▶ _Task_
Repeat, exactly and in full, the lines of the listing below, but without any pictures.

++++++++++++++++++++

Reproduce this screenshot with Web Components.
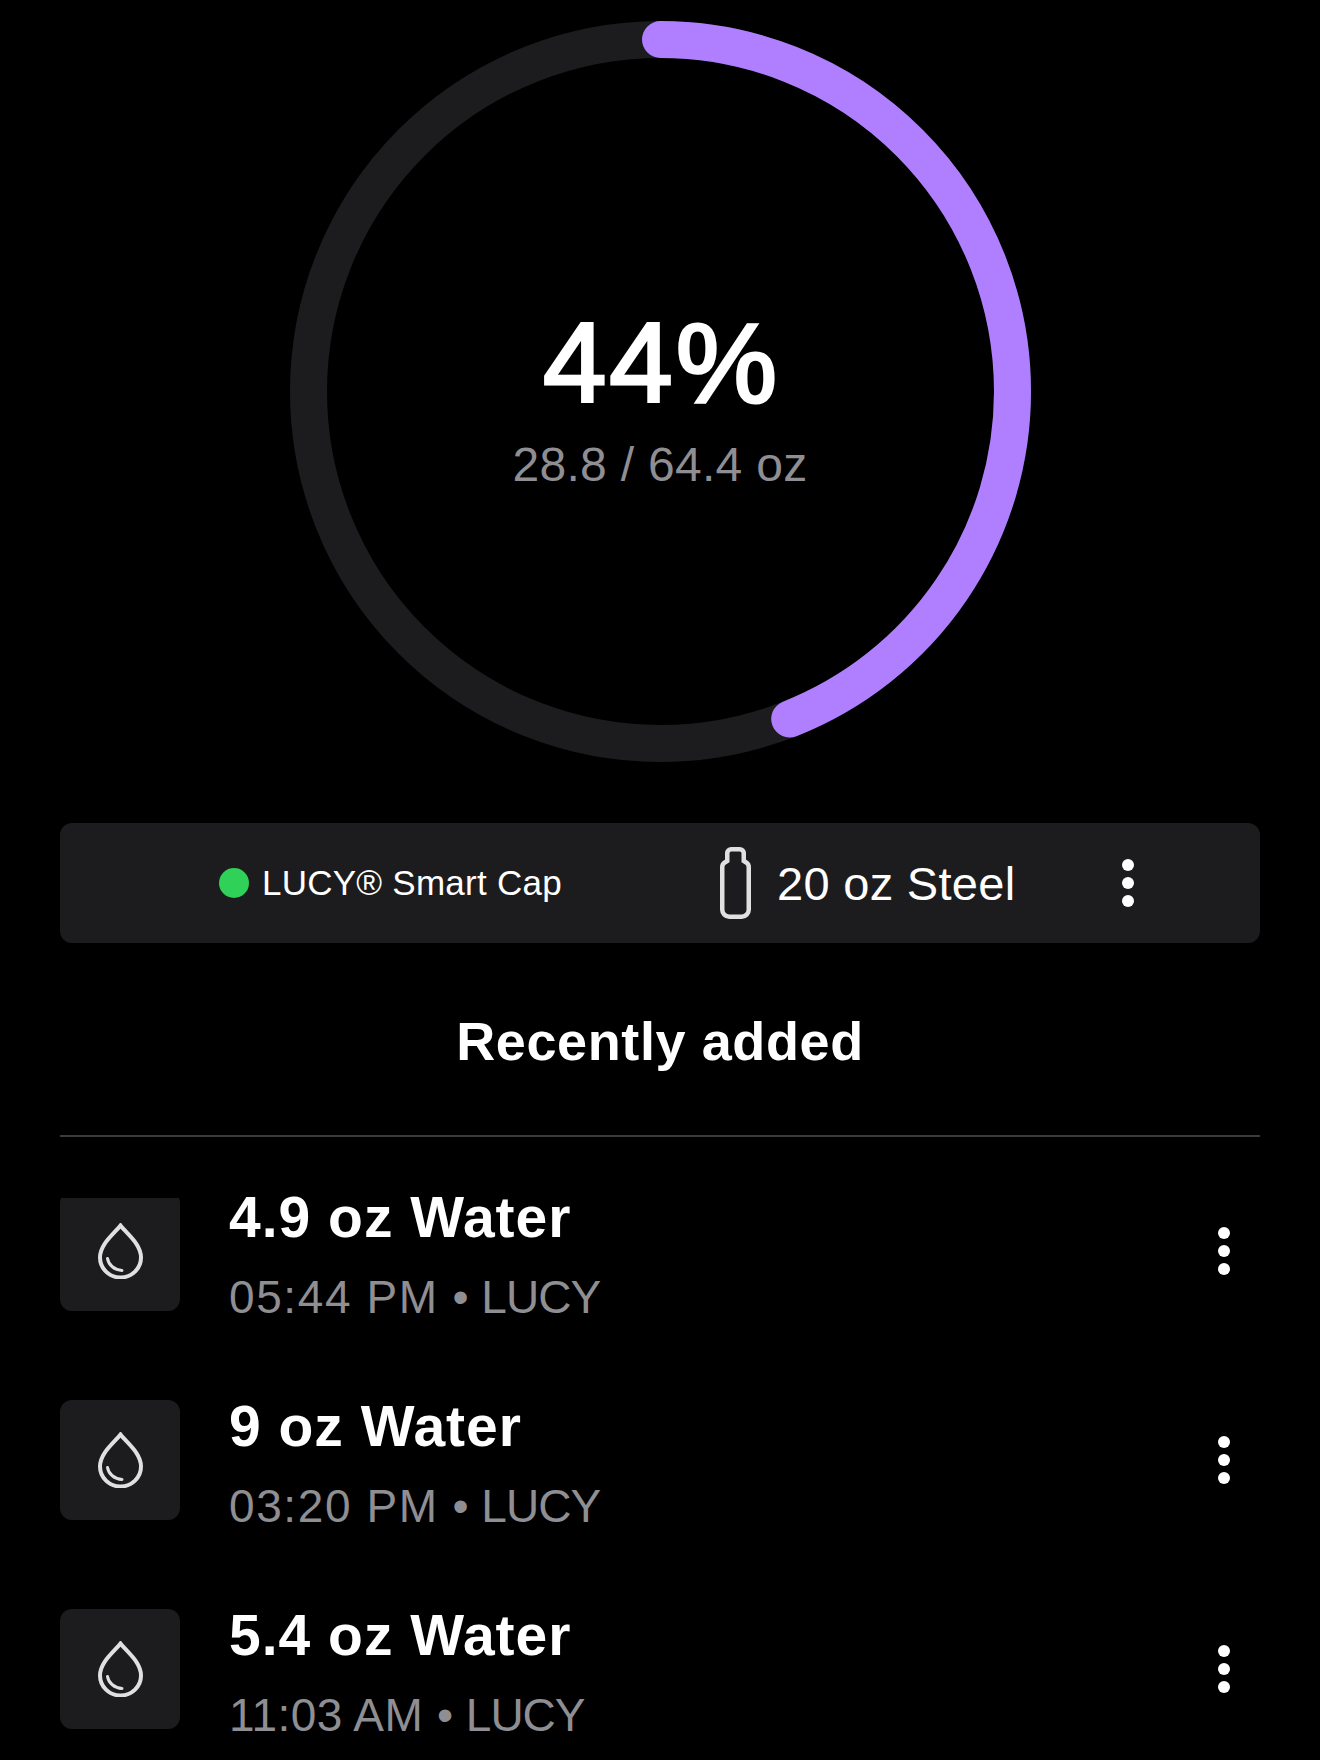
<!DOCTYPE html>
<html lang="en">
<head>
<meta charset="utf-8">
<title>Water intake</title>
<style>
  html, body { margin: 0; background: #000; }
  body { width: 1320px; height: 1760px; overflow: hidden; font-family: "Liberation Sans", Arial, sans-serif; color: #fff; }
  main { display: block; padding: 0 60px; }
  .time { letter-spacing: 1.6px; word-spacing: 0; }
  .time.tight { letter-spacing: 0.4px; }
</style>
</head>
<body>
<main>
  <hydration-ring percent="44">
    <span slot="value">44%</span>
    <span slot="detail">28.8 / 64.4 oz</span>
  </hydration-ring>
  <bottle-bar>
    <span slot="cap">LUCY® Smart Cap</span>
    <span slot="bottle">20 oz Steel</span>
  </bottle-bar>
  <section-heading>Recently added</section-heading>
  <drink-list>
    <drink-row scrolled>
      <span slot="title">4.9 oz Water</span>
      <span slot="meta"><span class="time">05:44 PM</span> • LUCY</span>
    </drink-row>
    <drink-row>
      <span slot="title">9 oz Water</span>
      <span slot="meta"><span class="time">03:20 PM</span> • LUCY</span>
    </drink-row>
    <drink-row>
      <span slot="title">5.4 oz Water</span>
      <span slot="meta"><span class="time tight">11:03 AM</span> • LUCY</span>
    </drink-row>
  </drink-list>
</main>

<script>
class HydrationRing extends HTMLElement {
  constructor() {
    super();
    this.attachShadow({ mode: 'open' });
  }

  connectedCallback() {
    const percent = Number(this.getAttribute('percent')) || 0;
    const radius = 352;
    const length = 2 * Math.PI * radius;
    const filled = length * percent / 100;
    this.shadowRoot.innerHTML = `
      <style>
        :host { display: block; padding-top: 21px; }
        .stack { display: grid; width: 741px; height: 741px; margin: 0 auto; }
        .stack > * { grid-area: 1 / 1; }
        svg { display: block; }
        .label { display: flex; flex-direction: column; align-items: center; padding-top: 282px; }
        /* regular + stroke: Liberation has no medium weight */
        .value { font-size: 114px; line-height: 120px; font-weight: 400; letter-spacing: 3px; padding-left: 3px; -webkit-text-stroke: 3px #fff; }
        .detail { font-size: 48px; line-height: 56px; margin-top: 14px; letter-spacing: 0.3px; color: #8e8e93; }
      </style>
      <div class="stack">
        <svg width="741" height="741" viewBox="0 0 741 741">
          <circle cx="370.500" cy="370.500" r="${radius}" fill="none" stroke="#1c1c1e" stroke-width="37"/>
          <circle cx="370.500" cy="370.500" r="${radius}" fill="none" stroke="#b07fff" stroke-width="37"
            stroke-linecap="round" stroke-dasharray="${filled} ${length}" transform="rotate(-90 370.500 370.500)"/>
        </svg>
        <div class="label">
          <div class="value"><slot name="value"></slot></div>
          <div class="detail"><slot name="detail"></slot></div>
        </div>
      </div>
    `;
  }
}

class KebabMenu extends HTMLElement {
  constructor() {
    super();
    this.attachShadow({ mode: 'open' });
    this.shadowRoot.innerHTML = `
      <style>
        :host { display: flex; flex-direction: column; gap: 6px; }
        i { display: block; width: 12px; height: 12px; border-radius: 50%; background: #fff; }
      </style>
      <i></i><i></i><i></i>
    `;
  }
}

class BottleBar extends HTMLElement {
  constructor() {
    super();
    this.attachShadow({ mode: 'open' });
    this.shadowRoot.innerHTML = `
      <style>
        :host {
          display: flex; align-items: center; box-sizing: border-box;
          height: 120px; margin-top: 61px; padding-left: 159px;
          background: #1c1c1e; border-radius: 12px;
        }
        .dot { width: 30px; height: 30px; border-radius: 50%; background: #30d158; flex: none; }
        .cap { font-size: 35px; margin-left: 13px; width: 458px; flex: none; letter-spacing: 0.25px; }
        svg { display: block; flex: none; }
        .bottle { font-size: 47px; margin-left: 26px; width: 345px; flex: none; letter-spacing: 0.3px; }
      </style>
      <div class="dot"></div>
      <div class="cap"><slot name="cap"></slot></div>
      <svg width="31" height="72" viewBox="0 0 31 72" fill="none" stroke="#e0e0e0" stroke-width="4.5">
        <path d="M7.250 14V6.250a4 4 0 0 1 4-4h8.500a4 4 0 0 1 4 4V14l2.500 1.500q2.500 1.500 2.500 4.500V62.750a7 7 0 0 1-7 7H9.250a7 7 0 0 1-7-7V20q0-3 2.500-4.500Z"/>
      </svg>
      <div class="bottle"><slot name="bottle"></slot></div>
      <kebab-menu></kebab-menu>
    `;
  }
}

class SectionHeading extends HTMLElement {
  constructor() {
    super();
    this.attachShadow({ mode: 'open' });
    this.shadowRoot.innerHTML = `
      <style>
        :host {
          display: block; box-sizing: border-box; height: 194px; padding-top: 64px;
          border-bottom: 2px solid #3a3a3c; text-align: center;
          font-size: 54px; line-height: 68px; font-weight: 700; letter-spacing: 0.6px;
        }
      </style>
      <slot></slot>
    `;
  }
}

class DrinkList extends HTMLElement {
  constructor() {
    super();
    this.attachShadow({ mode: 'open' });
    this.shadowRoot.innerHTML = `
      <style>
        :host { display: flex; flex-direction: column; gap: 89px; margin-top: 54px; }
      </style>
      <slot></slot>
    `;
  }
}

class DrinkRow extends HTMLElement {
  constructor() {
    super();
    this.attachShadow({ mode: 'open' });
    this.shadowRoot.innerHTML = `
      <style>
        :host { display: flex; align-items: center; height: 120px; padding-right: 30px; }
        .tile {
          width: 120px; height: 120px; flex: none; border-radius: 12px; background: #1c1c1e;
          display: flex; align-items: center; justify-content: center;
        }
        /* first row has scrolled under the divider */
        :host([scrolled]) .tile { clip-path: inset(7px 0 0 0); }
        svg { display: block; }
        .text { flex: 1; margin-left: 49px; padding-top: 7px; display: flex; flex-direction: column; }
        .title { font-size: 57px; line-height: 68px; font-weight: 700; letter-spacing: 1px; }
        .meta { font-size: 46px; line-height: 58px; margin-top: 17px; letter-spacing: -1px; word-spacing: 2px; color: #8e8e93; }
      </style>
      <div class="tile">
        <svg width="45" height="56" viewBox="0 0 45 56" fill="none" stroke="#e0e0e0" stroke-width="4" stroke-linecap="round">
          <path d="M22.500 2.500C29 11 43 21 43 34.500a20.500 20 0 0 1-41 0C2 21 16 11 22.500 2.500Z"/>
          <path stroke-width="3" d="M9.500 35.500c1 6.500 7 11.500 14.500 12"/>
        </svg>
      </div>
      <div class="text">
        <div class="title"><slot name="title"></slot></div>
        <div class="meta"><slot name="meta"></slot></div>
      </div>
      <kebab-menu></kebab-menu>
    `;
  }
}

customElements.define('kebab-menu', KebabMenu);
customElements.define('hydration-ring', HydrationRing);
customElements.define('bottle-bar', BottleBar);
customElements.define('section-heading', SectionHeading);
customElements.define('drink-list', DrinkList);
customElements.define('drink-row', DrinkRow);
</script>
</body>
</html>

++++++++++++++++++++

▶ _Response to this exercise_
Reproduce this screenshot with Web Components.
<!DOCTYPE html>
<html lang="en">
<head>
<meta charset="utf-8">
<title>Water intake</title>
<style>
  html, body { margin: 0; background: #000; }
  body { width: 1320px; height: 1760px; overflow: hidden; font-family: "Liberation Sans", Arial, sans-serif; color: #fff; }
  main { display: block; padding: 0 60px; }
  .time { letter-spacing: 1.6px; word-spacing: 0; }
  .time.tight { letter-spacing: 0.4px; }
</style>
</head>
<body>
<main>
  <hydration-ring percent="44">
    <span slot="value">44%</span>
    <span slot="detail">28.8 / 64.4 oz</span>
  </hydration-ring>
  <bottle-bar>
    <span slot="cap">LUCY® Smart Cap</span>
    <span slot="bottle">20 oz Steel</span>
  </bottle-bar>
  <section-heading>Recently added</section-heading>
  <drink-list>
    <drink-row scrolled>
      <span slot="title">4.9 oz Water</span>
      <span slot="meta"><span class="time">05:44 PM</span> • LUCY</span>
    </drink-row>
    <drink-row>
      <span slot="title">9 oz Water</span>
      <span slot="meta"><span class="time">03:20 PM</span> • LUCY</span>
    </drink-row>
    <drink-row>
      <span slot="title">5.4 oz Water</span>
      <span slot="meta"><span class="time tight">11:03 AM</span> • LUCY</span>
    </drink-row>
  </drink-list>
</main>

<script>
class HydrationRing extends HTMLElement {
  constructor() {
    super();
    this.attachShadow({ mode: 'open' });
  }

  connectedCallback() {
    const percent = Number(this.getAttribute('percent')) || 0;
    const radius = 352;
    const length = 2 * Math.PI * radius;
    const filled = length * percent / 100;
    this.shadowRoot.innerHTML = `
      <style>
        :host { display: block; padding-top: 21px; }
        .stack { display: grid; width: 741px; height: 741px; margin: 0 auto; }
        .stack > * { grid-area: 1 / 1; }
        svg { display: block; }
        .label { display: flex; flex-direction: column; align-items: center; padding-top: 282px; }
        /* regular + stroke: Liberation has no medium weight */
        .value { font-size: 114px; line-height: 120px; font-weight: 400; letter-spacing: 3px; padding-left: 3px; -webkit-text-stroke: 3px #fff; }
        .detail { font-size: 48px; line-height: 56px; margin-top: 14px; letter-spacing: 0.3px; color: #8e8e93; }
      </style>
      <div class="stack">
        <svg width="741" height="741" viewBox="0 0 741 741">
          <circle cx="370.500" cy="370.500" r="${radius}" fill="none" stroke="#1c1c1e" stroke-width="37"/>
          <circle cx="370.500" cy="370.500" r="${radius}" fill="none" stroke="#b07fff" stroke-width="37"
            stroke-linecap="round" stroke-dasharray="${filled} ${length}" transform="rotate(-90 370.500 370.500)"/>
        </svg>
        <div class="label">
          <div class="value"><slot name="value"></slot></div>
          <div class="detail"><slot name="detail"></slot></div>
        </div>
      </div>
    `;
  }
}

class KebabMenu extends HTMLElement {
  constructor() {
    super();
    this.attachShadow({ mode: 'open' });
    this.shadowRoot.innerHTML = `
      <style>
        :host { display: flex; flex-direction: column; gap: 6px; }
        i { display: block; width: 12px; height: 12px; border-radius: 50%; background: #fff; }
      </style>
      <i></i><i></i><i></i>
    `;
  }
}

class BottleBar extends HTMLElement {
  constructor() {
    super();
    this.attachShadow({ mode: 'open' });
    this.shadowRoot.innerHTML = `
      <style>
        :host {
          display: flex; align-items: center; box-sizing: border-box;
          height: 120px; margin-top: 61px; padding-left: 159px;
          background: #1c1c1e; border-radius: 12px;
        }
        .dot { width: 30px; height: 30px; border-radius: 50%; background: #30d158; flex: none; }
        .cap { font-size: 35px; margin-left: 13px; width: 458px; flex: none; letter-spacing: 0.25px; }
        svg { display: block; flex: none; }
        .bottle { font-size: 47px; margin-left: 26px; width: 345px; flex: none; letter-spacing: 0.3px; }
      </style>
      <div class="dot"></div>
      <div class="cap"><slot name="cap"></slot></div>
      <svg width="31" height="72" viewBox="0 0 31 72" fill="none" stroke="#e0e0e0" stroke-width="4.5">
        <path d="M7.250 14V6.250a4 4 0 0 1 4-4h8.500a4 4 0 0 1 4 4V14l2.500 1.500q2.500 1.500 2.500 4.500V62.750a7 7 0 0 1-7 7H9.250a7 7 0 0 1-7-7V20q0-3 2.500-4.500Z"/>
      </svg>
      <div class="bottle"><slot name="bottle"></slot></div>
      <kebab-menu></kebab-menu>
    `;
  }
}

class SectionHeading extends HTMLElement {
  constructor() {
    super();
    this.attachShadow({ mode: 'open' });
    this.shadowRoot.innerHTML = `
      <style>
        :host {
          display: block; box-sizing: border-box; height: 194px; padding-top: 64px;
          border-bottom: 2px solid #3a3a3c; text-align: center;
          font-size: 54px; line-height: 68px; font-weight: 700; letter-spacing: 0.6px;
        }
      </style>
      <slot></slot>
    `;
  }
}

class DrinkList extends HTMLElement {
  constructor() {
    super();
    this.attachShadow({ mode: 'open' });
    this.shadowRoot.innerHTML = `
      <style>
        :host { display: flex; flex-direction: column; gap: 89px; margin-top: 54px; }
      </style>
      <slot></slot>
    `;
  }
}

class DrinkRow extends HTMLElement {
  constructor() {
    super();
    this.attachShadow({ mode: 'open' });
    this.shadowRoot.innerHTML = `
      <style>
        :host { display: flex; align-items: center; height: 120px; padding-right: 30px; }
        .tile {
          width: 120px; height: 120px; flex: none; border-radius: 12px; background: #1c1c1e;
          display: flex; align-items: center; justify-content: center;
        }
        /* first row has scrolled under the divider */
        :host([scrolled]) .tile { clip-path: inset(7px 0 0 0); }
        svg { display: block; }
        .text { flex: 1; margin-left: 49px; padding-top: 7px; display: flex; flex-direction: column; }
        .title { font-size: 57px; line-height: 68px; font-weight: 700; letter-spacing: 1px; }
        .meta { font-size: 46px; line-height: 58px; margin-top: 17px; letter-spacing: -1px; word-spacing: 2px; color: #8e8e93; }
      </style>
      <div class="tile">
        <svg width="45" height="56" viewBox="0 0 45 56" fill="none" stroke="#e0e0e0" stroke-width="4" stroke-linecap="round">
          <path d="M22.500 2.500C29 11 43 21 43 34.500a20.500 20 0 0 1-41 0C2 21 16 11 22.500 2.500Z"/>
          <path stroke-width="3" d="M9.500 35.500c1 6.500 7 11.500 14.500 12"/>
        </svg>
      </div>
      <div class="text">
        <div class="title"><slot name="title"></slot></div>
        <div class="meta"><slot name="meta"></slot></div>
      </div>
      <kebab-menu></kebab-menu>
    `;
  }
}

customElements.define('kebab-menu', KebabMenu);
customElements.define('hydration-ring', HydrationRing);
customElements.define('bottle-bar', BottleBar);
customElements.define('section-heading', SectionHeading);
customElements.define('drink-list', DrinkList);
customElements.define('drink-row', DrinkRow);
</script>
</body>
</html>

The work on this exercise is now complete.